— Start of Exercise inputs —

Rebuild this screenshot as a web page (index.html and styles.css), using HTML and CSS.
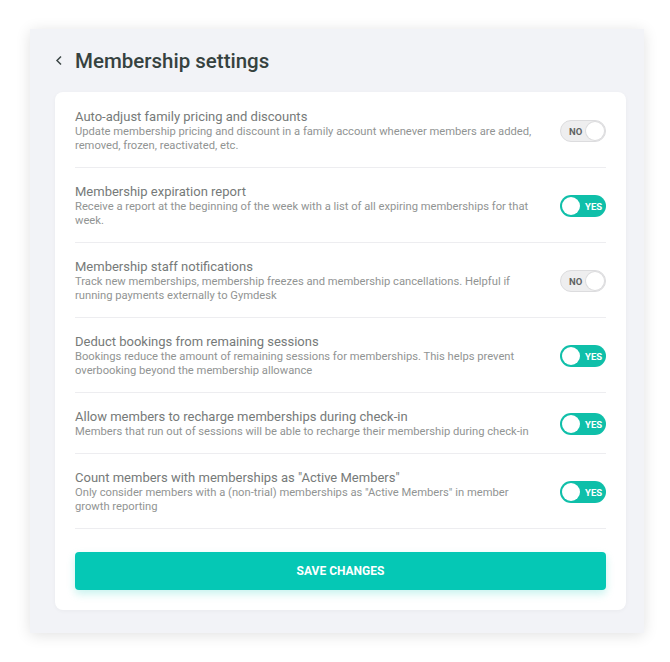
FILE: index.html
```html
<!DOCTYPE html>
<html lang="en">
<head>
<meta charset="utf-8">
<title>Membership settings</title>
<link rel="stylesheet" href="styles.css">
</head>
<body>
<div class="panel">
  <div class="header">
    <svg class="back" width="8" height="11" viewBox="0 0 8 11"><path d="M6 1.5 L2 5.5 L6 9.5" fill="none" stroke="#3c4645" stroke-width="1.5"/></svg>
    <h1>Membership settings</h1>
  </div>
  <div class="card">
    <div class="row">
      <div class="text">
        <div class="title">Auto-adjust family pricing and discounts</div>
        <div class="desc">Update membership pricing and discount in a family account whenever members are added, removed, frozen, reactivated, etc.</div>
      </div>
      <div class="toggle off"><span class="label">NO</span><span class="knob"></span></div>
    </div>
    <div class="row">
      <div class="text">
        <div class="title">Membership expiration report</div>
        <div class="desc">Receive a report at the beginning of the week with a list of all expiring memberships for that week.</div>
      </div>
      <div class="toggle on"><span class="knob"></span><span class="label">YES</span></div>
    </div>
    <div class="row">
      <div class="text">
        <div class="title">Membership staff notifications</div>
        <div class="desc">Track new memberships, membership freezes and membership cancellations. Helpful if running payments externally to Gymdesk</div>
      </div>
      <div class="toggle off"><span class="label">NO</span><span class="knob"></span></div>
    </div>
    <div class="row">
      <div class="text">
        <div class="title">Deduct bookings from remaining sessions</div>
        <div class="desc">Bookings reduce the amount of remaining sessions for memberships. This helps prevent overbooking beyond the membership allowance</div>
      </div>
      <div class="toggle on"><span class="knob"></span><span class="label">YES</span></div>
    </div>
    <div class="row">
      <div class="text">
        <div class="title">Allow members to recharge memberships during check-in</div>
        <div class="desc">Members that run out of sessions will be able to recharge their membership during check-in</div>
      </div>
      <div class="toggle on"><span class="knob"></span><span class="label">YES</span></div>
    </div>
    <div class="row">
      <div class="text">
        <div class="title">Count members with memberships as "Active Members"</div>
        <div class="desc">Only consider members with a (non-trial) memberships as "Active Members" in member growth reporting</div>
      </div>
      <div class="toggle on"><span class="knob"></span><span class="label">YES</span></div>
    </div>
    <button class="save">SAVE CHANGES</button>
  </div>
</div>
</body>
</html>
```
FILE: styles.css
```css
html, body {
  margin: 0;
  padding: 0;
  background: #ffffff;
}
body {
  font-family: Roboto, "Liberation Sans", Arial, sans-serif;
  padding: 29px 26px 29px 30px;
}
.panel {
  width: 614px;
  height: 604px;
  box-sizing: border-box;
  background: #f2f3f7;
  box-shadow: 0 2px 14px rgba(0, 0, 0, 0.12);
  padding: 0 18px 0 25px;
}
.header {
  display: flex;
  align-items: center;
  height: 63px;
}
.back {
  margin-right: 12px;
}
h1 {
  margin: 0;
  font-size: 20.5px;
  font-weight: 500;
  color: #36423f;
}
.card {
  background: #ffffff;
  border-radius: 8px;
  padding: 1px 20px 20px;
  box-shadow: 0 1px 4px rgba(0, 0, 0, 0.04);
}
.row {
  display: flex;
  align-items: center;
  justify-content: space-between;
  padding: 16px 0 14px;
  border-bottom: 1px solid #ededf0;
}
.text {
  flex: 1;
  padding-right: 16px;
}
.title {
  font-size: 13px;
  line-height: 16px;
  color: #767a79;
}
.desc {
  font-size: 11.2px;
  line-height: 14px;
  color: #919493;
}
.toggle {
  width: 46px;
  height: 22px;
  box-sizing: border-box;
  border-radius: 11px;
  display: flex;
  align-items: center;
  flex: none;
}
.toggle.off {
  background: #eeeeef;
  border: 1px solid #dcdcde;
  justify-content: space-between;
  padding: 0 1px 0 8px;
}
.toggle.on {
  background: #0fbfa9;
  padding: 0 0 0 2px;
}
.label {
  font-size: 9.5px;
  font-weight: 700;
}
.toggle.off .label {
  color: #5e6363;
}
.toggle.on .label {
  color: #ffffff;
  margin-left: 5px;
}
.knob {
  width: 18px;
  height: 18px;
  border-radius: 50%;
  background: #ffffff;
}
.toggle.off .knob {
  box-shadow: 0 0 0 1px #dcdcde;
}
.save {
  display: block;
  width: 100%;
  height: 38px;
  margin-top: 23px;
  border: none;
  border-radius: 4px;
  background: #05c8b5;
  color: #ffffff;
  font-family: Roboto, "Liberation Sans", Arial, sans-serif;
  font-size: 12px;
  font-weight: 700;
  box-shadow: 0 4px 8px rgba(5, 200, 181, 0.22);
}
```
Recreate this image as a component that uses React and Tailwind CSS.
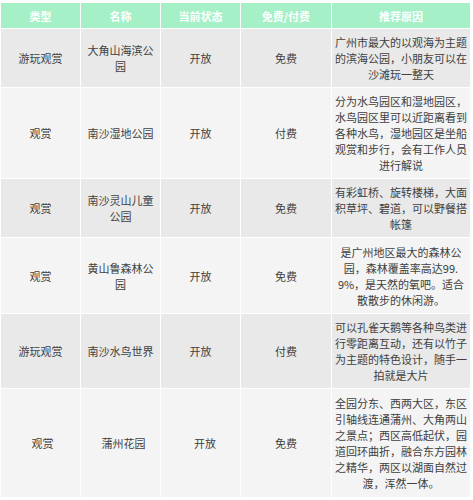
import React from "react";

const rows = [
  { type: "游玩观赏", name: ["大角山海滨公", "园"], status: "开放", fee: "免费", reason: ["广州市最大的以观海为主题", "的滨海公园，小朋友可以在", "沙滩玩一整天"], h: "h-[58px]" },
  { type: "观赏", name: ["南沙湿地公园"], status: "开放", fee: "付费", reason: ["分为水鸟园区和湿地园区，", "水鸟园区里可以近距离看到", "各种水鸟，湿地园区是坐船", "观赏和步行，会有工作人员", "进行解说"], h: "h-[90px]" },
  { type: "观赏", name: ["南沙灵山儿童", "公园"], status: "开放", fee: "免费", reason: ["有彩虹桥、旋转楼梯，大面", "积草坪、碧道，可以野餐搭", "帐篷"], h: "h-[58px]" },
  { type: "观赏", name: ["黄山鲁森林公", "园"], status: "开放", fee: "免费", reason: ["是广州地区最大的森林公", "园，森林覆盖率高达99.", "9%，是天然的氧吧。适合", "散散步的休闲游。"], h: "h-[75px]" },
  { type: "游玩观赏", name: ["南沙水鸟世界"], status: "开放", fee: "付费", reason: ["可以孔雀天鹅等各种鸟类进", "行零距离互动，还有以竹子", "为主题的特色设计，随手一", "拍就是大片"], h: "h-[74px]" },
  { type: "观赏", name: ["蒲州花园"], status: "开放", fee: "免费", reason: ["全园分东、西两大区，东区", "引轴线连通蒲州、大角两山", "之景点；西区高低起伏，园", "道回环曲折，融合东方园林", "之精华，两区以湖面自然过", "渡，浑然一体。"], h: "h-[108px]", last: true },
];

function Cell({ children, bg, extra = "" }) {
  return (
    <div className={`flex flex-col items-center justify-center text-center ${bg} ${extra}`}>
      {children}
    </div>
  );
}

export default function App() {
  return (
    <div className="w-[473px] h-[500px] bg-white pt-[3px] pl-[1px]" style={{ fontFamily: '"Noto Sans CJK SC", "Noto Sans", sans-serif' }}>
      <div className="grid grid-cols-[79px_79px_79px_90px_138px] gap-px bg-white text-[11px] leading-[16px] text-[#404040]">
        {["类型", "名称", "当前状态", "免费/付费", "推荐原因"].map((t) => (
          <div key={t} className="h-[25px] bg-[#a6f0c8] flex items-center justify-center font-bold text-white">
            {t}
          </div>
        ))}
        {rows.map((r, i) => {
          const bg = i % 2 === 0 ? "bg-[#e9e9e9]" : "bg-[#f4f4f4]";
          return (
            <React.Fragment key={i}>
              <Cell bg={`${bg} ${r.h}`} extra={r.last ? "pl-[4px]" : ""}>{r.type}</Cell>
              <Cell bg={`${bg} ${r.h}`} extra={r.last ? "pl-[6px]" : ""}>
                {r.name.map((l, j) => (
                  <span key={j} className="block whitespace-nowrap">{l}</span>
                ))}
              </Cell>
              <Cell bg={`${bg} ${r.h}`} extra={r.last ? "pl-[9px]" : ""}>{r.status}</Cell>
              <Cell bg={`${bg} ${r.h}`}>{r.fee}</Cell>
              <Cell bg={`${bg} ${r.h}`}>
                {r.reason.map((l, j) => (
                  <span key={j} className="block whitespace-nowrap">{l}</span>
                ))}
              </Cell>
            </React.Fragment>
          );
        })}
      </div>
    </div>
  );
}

— End of Exercise inputs —

◆ **Stated goal**
State the number of lines above that hold the string "styles", with nothing added.

◆ **Solution to the problem**
3